Itulah sekilas sejarah tentang apa yang dikenal sekarang dengan Valentine's Day. Dari uraian di atas, paling tidak dapat kita simpulkan hal-hal berikut:
1.        Keberadaan Valentine's Day masih diperbincangkan keabsahannya. Hal ini mengingat tidak ada cerita yang disepakati oleh setiap sejarawan Kristen
2.        Kalaupun Valentine's Day itu ada, dia pada awalnya adalah tradisi upacara penyembahan Dewa yang dilakukan oleh orang-orang Romawi Kuno yang dulu dikenal dengan nama Upacara Perayaan Lupercalia. Kemudian ketika Kristen Katolik masuk ke Roma, diganti dengan nama Perayaan Valentine.

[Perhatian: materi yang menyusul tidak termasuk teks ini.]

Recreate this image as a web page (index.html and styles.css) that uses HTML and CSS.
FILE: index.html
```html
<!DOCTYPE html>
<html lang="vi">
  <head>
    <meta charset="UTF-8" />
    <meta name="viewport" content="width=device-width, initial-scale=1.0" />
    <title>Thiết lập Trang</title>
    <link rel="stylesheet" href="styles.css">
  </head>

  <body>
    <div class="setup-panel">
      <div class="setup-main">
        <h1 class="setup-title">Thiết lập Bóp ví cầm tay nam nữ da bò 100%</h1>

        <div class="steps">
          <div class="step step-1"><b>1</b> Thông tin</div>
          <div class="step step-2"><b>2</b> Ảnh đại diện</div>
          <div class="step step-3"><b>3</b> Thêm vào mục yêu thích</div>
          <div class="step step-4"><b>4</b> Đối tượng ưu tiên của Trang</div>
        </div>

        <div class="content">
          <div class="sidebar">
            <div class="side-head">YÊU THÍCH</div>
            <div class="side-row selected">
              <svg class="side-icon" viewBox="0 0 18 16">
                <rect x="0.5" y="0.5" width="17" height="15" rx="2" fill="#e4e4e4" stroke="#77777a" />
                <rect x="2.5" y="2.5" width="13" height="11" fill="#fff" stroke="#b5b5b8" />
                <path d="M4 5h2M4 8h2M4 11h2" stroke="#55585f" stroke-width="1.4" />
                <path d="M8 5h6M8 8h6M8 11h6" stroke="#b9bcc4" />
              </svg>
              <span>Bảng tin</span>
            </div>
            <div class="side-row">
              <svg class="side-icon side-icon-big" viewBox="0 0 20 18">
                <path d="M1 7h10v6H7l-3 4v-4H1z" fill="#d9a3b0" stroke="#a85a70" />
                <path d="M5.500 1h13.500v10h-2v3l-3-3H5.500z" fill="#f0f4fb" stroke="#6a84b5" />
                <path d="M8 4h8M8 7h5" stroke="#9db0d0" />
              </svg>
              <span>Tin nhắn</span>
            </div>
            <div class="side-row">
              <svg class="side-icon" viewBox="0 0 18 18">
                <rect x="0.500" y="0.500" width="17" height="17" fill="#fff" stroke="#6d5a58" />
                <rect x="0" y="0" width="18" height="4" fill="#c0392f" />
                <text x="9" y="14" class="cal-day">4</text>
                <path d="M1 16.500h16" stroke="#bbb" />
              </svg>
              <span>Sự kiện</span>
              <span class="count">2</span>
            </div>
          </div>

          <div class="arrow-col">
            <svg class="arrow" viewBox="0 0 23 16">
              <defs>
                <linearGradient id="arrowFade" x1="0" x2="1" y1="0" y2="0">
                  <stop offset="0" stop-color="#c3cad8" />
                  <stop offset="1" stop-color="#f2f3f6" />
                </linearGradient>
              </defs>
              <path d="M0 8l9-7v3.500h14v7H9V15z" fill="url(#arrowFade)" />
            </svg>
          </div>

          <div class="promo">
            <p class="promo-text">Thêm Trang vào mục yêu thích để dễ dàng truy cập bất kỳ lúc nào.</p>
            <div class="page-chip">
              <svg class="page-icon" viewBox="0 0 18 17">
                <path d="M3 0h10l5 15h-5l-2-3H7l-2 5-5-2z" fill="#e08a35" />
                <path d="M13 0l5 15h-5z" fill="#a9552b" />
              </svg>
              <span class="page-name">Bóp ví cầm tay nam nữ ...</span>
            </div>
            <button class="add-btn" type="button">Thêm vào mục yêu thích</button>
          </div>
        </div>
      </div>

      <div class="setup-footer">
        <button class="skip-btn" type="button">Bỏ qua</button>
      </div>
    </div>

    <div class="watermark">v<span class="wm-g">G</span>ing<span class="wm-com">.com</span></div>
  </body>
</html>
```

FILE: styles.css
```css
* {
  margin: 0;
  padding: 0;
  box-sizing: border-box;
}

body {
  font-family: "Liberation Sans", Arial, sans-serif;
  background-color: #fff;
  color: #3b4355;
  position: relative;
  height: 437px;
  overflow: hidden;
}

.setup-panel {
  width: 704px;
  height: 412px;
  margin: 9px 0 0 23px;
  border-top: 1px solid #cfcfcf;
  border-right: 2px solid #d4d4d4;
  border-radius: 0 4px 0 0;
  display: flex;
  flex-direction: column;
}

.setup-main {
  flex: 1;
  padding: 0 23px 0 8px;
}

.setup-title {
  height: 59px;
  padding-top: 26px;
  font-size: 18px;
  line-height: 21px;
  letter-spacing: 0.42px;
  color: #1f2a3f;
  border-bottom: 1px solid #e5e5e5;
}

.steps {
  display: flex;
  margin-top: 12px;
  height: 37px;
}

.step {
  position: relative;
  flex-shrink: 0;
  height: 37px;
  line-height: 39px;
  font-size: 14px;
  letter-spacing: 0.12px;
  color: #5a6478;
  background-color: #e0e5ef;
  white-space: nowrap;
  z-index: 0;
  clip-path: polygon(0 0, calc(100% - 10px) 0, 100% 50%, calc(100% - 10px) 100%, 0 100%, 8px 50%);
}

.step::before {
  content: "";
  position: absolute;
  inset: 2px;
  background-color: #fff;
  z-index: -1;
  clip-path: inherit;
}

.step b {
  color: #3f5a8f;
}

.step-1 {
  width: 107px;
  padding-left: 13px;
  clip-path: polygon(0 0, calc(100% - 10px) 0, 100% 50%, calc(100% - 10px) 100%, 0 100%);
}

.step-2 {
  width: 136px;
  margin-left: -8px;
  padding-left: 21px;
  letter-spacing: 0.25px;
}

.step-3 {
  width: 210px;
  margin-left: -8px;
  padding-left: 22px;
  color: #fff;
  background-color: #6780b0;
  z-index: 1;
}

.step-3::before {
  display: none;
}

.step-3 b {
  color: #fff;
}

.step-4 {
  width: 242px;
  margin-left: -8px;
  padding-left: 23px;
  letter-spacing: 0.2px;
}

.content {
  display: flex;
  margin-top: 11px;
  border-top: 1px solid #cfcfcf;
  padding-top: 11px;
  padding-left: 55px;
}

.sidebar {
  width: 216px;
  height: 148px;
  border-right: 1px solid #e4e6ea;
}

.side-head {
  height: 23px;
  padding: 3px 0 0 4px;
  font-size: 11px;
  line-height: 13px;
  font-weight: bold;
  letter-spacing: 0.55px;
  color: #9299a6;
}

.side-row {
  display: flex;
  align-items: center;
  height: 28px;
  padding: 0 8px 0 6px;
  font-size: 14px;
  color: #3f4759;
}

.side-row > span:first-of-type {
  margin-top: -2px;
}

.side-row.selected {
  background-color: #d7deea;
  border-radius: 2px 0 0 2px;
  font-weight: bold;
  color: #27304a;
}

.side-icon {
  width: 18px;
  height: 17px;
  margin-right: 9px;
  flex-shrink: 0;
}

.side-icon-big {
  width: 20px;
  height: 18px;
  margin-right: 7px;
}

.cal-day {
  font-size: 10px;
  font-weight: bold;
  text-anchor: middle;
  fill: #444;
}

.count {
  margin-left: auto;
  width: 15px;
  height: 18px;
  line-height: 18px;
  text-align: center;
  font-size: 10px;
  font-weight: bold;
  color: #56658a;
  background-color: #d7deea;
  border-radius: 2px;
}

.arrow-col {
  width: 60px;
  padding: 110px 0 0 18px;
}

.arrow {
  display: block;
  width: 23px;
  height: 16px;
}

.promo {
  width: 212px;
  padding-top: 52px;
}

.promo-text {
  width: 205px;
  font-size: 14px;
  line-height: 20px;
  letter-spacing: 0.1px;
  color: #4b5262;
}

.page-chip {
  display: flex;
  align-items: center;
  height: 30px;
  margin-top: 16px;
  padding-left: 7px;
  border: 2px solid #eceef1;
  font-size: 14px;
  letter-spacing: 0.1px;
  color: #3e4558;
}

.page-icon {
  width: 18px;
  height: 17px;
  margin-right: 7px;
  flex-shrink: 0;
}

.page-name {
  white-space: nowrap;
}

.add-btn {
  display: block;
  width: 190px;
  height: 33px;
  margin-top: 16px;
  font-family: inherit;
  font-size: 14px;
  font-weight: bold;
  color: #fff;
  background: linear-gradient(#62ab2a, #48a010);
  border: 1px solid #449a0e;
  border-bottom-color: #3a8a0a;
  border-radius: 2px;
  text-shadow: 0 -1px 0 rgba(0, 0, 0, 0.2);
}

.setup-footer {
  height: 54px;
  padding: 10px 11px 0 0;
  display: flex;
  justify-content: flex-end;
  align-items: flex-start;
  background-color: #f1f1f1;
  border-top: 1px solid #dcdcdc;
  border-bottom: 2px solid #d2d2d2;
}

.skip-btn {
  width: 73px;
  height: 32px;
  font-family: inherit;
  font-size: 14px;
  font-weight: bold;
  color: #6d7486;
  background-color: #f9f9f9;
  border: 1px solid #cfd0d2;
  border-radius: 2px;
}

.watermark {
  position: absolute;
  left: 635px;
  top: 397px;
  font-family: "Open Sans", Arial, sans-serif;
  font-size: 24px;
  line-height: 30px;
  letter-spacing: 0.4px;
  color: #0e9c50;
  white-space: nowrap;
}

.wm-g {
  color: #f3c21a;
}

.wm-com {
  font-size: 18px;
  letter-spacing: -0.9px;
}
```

3.        Ikut merayakan Hari Valentine, hakikatnya mengikuti sekaligus mengakui Santo Valentine, seorang pendeta Kristen.

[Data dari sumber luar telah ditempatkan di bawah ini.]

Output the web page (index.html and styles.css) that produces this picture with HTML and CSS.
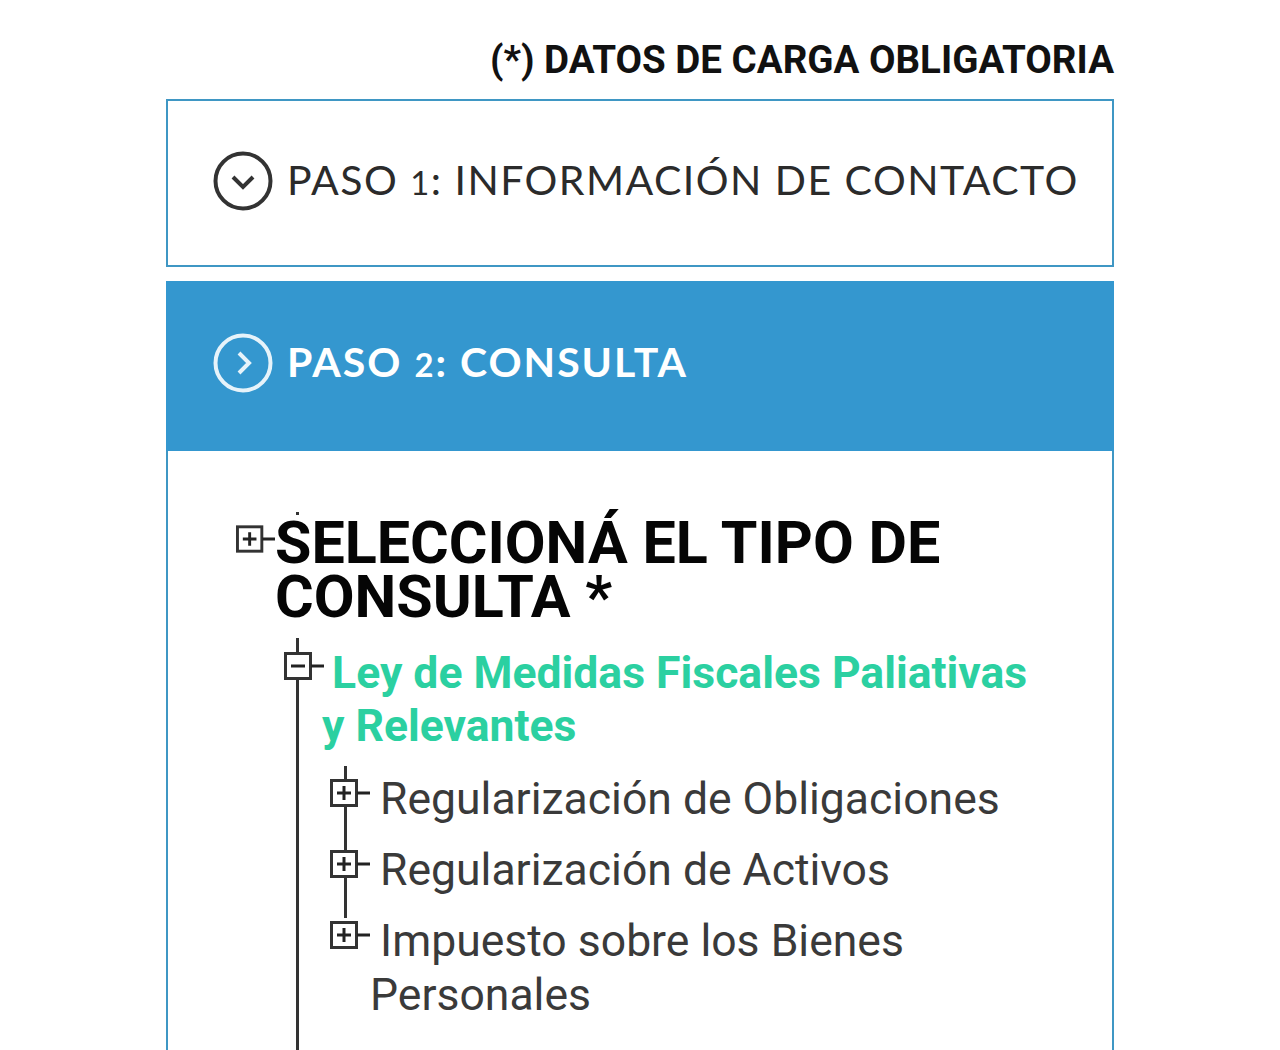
FILE: index.html
```html
<!DOCTYPE html>
<html lang="es">
<head>
    <meta charset="UTF-8">
    <meta name="viewport" content="width=device-width, initial-scale=1.0">
    <title>Consulta</title>
    <link rel="stylesheet" href="styles.css">
</head>
<body>
    <svg class="defs" width="0" height="0">
        <symbol id="tree-plus" viewBox="0 0 40 28">
            <rect x="1.5" y="1.5" width="25" height="25" fill="#fff" stroke="#333" stroke-width="3"/>
            <path d="M7 14h14M14 7v14M27 14h13" fill="none" stroke="#222" stroke-width="3"/>
        </symbol>
        <symbol id="tree-minus" viewBox="0 0 40 28">
            <rect x="1.5" y="1.5" width="25" height="25" fill="#fff" stroke="#333" stroke-width="3"/>
            <path d="M7 14h14M27 14h13" fill="none" stroke="#222" stroke-width="3"/>
        </symbol>
    </svg>

    <div class="wrapper">
        <p class="note">(*) DATOS DE CARGA OBLIGATORIA</p>

        <div class="step">
            <svg class="step-icon" viewBox="0 0 60 60">
                <circle cx="30" cy="30" r="27.5" fill="none" stroke="#333" stroke-width="4"/>
                <path d="M20 26l10 10 10-10" fill="none" stroke="#333" stroke-width="4"/>
            </svg>
            <span class="step-label">PASO <span class="num">1</span>: INFORMACIÓN DE CONTACTO</span>
        </div>

        <div class="step step-active">
            <svg class="step-icon" viewBox="0 0 60 60">
                <circle cx="30" cy="30" r="27.5" fill="none" stroke="#e6f3fa" stroke-width="4"/>
                <path d="M26 20l10 10-10 10" fill="none" stroke="#e6f3fa" stroke-width="4"/>
            </svg>
            <span class="step-label">PASO <span class="num">2</span>: CONSULTA</span>
        </div>

        <div class="panel">
            <div class="tree-head">
                <svg class="icon-root"><use href="#tree-plus"/></svg>
                <h2>SELECCIONÁ EL TIPO DE CONSULTA *</h2>
            </div>
            <div class="tree-branch">
                <p class="branch-title"><svg class="icon-branch"><use href="#tree-minus"/></svg> Ley de Medidas Fiscales Paliativas y Relevantes</p>
                <ul class="tree-items">
                    <li><svg class="icon-item"><use href="#tree-plus"/></svg> Regularización de Obligaciones</li>
                    <li><svg class="icon-item"><use href="#tree-plus"/></svg> Regularización de Activos</li>
                    <li><svg class="icon-item"><use href="#tree-plus"/></svg> Impuesto sobre los Bienes Personales</li>
                </ul>
            </div>
        </div>
    </div>
</body>
</html>
```

FILE: styles.css
```css
html, body {
    height: 1050px;
    overflow: hidden;
}
body {
    margin: 0;
    background: #fff;
    font-family: Roboto, "Liberation Sans", sans-serif;
}
.defs {
    display: block;
    height: 0;
}
.wrapper {
    width: 948px;
    margin: 0 auto;
}
.note {
    margin: 0;
    padding-top: 37px;
    height: 99px;
    box-sizing: border-box;
    line-height: 45px;
    text-align: right;
    font-size: 38.5px;
    font-weight: 700;
    color: #111;
    white-space: nowrap;
}
.step {
    display: flex;
    align-items: center;
    gap: 14px;
    box-sizing: border-box;
    height: 168px;
    margin-bottom: 14px;
    padding: 0 0 4px 45px;
    border: 2px solid #3f97c4;
    font-family: Lato, "Open Sans", sans-serif;
    font-size: 41px;
    letter-spacing: 1.47px;
    color: #2b2b2b;
    white-space: nowrap;
}
.step-label {
    padding-bottom: 4px;
}
.step-active {
    height: 170px;
    margin-bottom: 0;
    border-color: #3497cf;
    background: #3497cf;
    color: #fff;
    font-weight: 700;
    letter-spacing: 2px;
    padding-bottom: 6px;
}
.num {
    font-size: 0.8em;
}
.step-icon {
    width: 60px;
    height: 60px;
    flex: none;
}
.panel {
    box-sizing: border-box;
    height: 599px;
    padding-top: 65px;
    border: 2px solid #3f97c4;
    border-width: 0 2px;
}
.tree-head {
    position: relative;
    display: flex;
    padding-left: 68px;
}
.tree-head::before {
    content: "";
    position: absolute;
    left: 128px;
    top: -4px;
    width: 3px;
    height: 3px;
    background: #333;
}
.icon-root {
    flex: none;
    width: 39px;
    height: 28px;
    margin-top: 9px;
}
.tree-head h2 {
    margin: 0;
    font-size: 59.2px;
    line-height: 54px;
    font-weight: 700;
    color: #050505;
}
.tree-branch {
    box-sizing: border-box;
    margin: 14px 0 0 128px;
    padding: 9px 0 0 23px;
    border-left: 3px solid #333;
    height: 412px;
}
.branch-title {
    margin: 0;
    padding-right: 60px;
    font-size: 44.5px;
    line-height: 53px;
    font-weight: 700;
    color: #2bd0a1;
}
.icon-branch {
    width: 40px;
    height: 28px;
    margin: 0 -3px 0 -38px;
    vertical-align: 8px;
}
.tree-items {
    list-style: none;
    margin: 19px 0 0;
    padding: 0 60px 0 48px;
    font-size: 44.5px;
    line-height: 54px;
    color: #3a3a3a;
}
.tree-items li {
    position: relative;
    margin-bottom: 17px;
}
.tree-items li::before {
    content: "";
    position: absolute;
    left: -26px;
    top: -6px;
    bottom: -17px;
    width: 3px;
    background: #333;
}
.tree-items li:last-child::before {
    top: -6px;
    bottom: auto;
    height: 10px;
}
.icon-item {
    position: relative;
    width: 40px;
    height: 28px;
    margin: 0 -1px 0 -40px;
    vertical-align: 7px;
}
```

4.        Tidak sedikit pendeta-pendeta dan gereja-gereja Kristenpun yang melarang ummatnya untuk merayakan acara ini karena dinilai telah keluar dari ajaran Kristus seperti yang dilakukan gereja-gereja di Slovenia.
Kini, bagaimana Islam memandang hal ini? Sesungguhnya, tanpa disebutkan jawabannya pun, anda sudah dapat mengambil kesimpulan sendiri. Yang jelas, bila Hari Valentine ini hendak dilihat dari sisi Hari Kasih Sayangnya, maka Islam sesungguhnya telah mengatakan dan mengajarkan ummatnya untuk senantiasa memiliki rasa kasih sayang setiap saat dan detik, bukan setahun sekali. Bahkan, bukan hanya itu, kasih sayang yang diajarkan Islam bukan semata berkaitan dengan sesama manusia, tapi juga dengan binatang sekalipun.
            Bukankah dalam sebuah hadits dikatakan, bahwa ada seorang wanita masuk neraka gara-gara mengurung kucing, tidak dikasih makan sehingga mati. Sebaliknya, ada seorang laki-laki masuk surga lantaran menolong dan memberi minum anjing yang kehausan di tengah padang pasir.
            Dalam hadits lain Rasulullah mengatakan bahwa seorang muslim dengan muslim lainnya dalam berkasih sayang dan saling pedulinya harus seperti satu tubuh. Apabila salah satu anggota tubuh merasa sakit, maka anggota tubuh lainnya pun akan merasa sakit pula.
            Dalam hadits lain juga disebutkan, bahwa belum sempurna iman seseorang sehingga dia mencintai dan menyayangi saudaranya sebagaimana dia menyayangi dirinya sendiri. Kewajiban cinta kasih dan sayang ini dalam ajaran Islam bukan setahun sekali, tapi setiap saat dan detik.
            Lebih tegas lagi Rasulullah bersabda:
مَنْ تَشَبَّهَ بِقَوْمٍ فَهُوَ مِنْهُمْ
Artinya: "Barangsiapa yang menyerupai sebuah kaum, kelompok, maka dia termasuk ke dalam kelompok mereka". (HR Turmudzi).
Sejarah dan pandangan islam terhadap Valentine’s Day sudah jelas. Apalagi kalau dilihat secara nilai, Perayaan Valentine’s Day di masa sekarang ini mengalami pergeseran sikap dan semangat. Kalau di masa Romawi, sangat terkait erat dengan dunia para dewa dan mitologi sesat, kemudian di masa Kristen dijadikan bagian dari simbol perayaan hari agama, maka di masa sekarang ini identik dengan pergaulan bebas muda-mudi. Mulai dari yang paling sederhana seperti pesta, kencan, bertukar hadiah hingga penghalalan praktek zina secara legal. Semua dengan mengatasnamakan semangat cinta kasih.
            Alih-alih mendekatkan diri pada nilai-nilai syariat, justru realita yang ada semangat Valentine’s Day adalah untuk menjauhkan kaum muslim dari nilai-nilai Al-Quran dan Sunnah Rasulullah Saw. Wallahu’alam bishshawab.